Iraqi Federal Police forces “are engaged in difficult, house-to-house clashes with ISIS fighters inside the Old City”, a media officer from these units told Reuters.
Drones are being used to locate and direct air strikes on the militants who are dug in the middle of civilians, he said.
Troops have had the famous centuries-old al-Nuri Mosque leaning minaret in their sights since last month, as capturing it would mark a symbolic victory over the militants.
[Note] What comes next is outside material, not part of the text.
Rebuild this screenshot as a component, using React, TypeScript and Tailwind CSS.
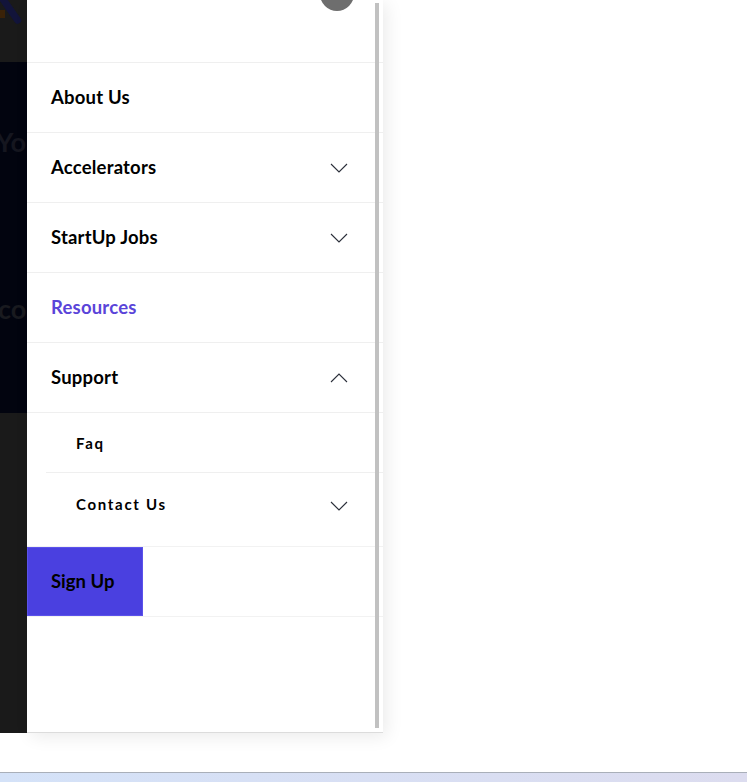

A police spokesman said the troops were closing in on the mosque without indicating the remaining distance.
Iraq’s Rapid Response Division announced on Monday its liberation of the Hay al-Thawra in the eastern side of Mosul after hours-long street battles.
The Division’s media director Abdul Amir al-Mohammedawi told Asharq Al-Awsat: “Our forces advanced towards their targets that are represented in the liberation of Hay al-Thawra.”
He revealed that the neighborhood has been “completely” liberated from ISIS.
The Division also carried out a sweep of liberated roads and buildings in the Old City in search of explosives that have been planted by the militants before their retreat.
“We have also ensured the safe passage of displaced and besieged families,” Mohammedawi added.
The Iraqi forces’ progress has been slow as about 400,000 civilians, or a quarter of Mosul’s pre-war population, are trapped in the Old City, according to the United Nations.
As many as half a million are estimated to remain overall in neighborhoods still under control of the militants in western Mosul, the organization said in a statement on Monday.
“Civilians in Mosul face incredible, terrifying risks,” said the UN humanitarian coordinator for Iraq, Lise Grande.
“They are being shot at, there are artillery barrages, families are running out of supplies, medicines are scarce and water is cut-off.”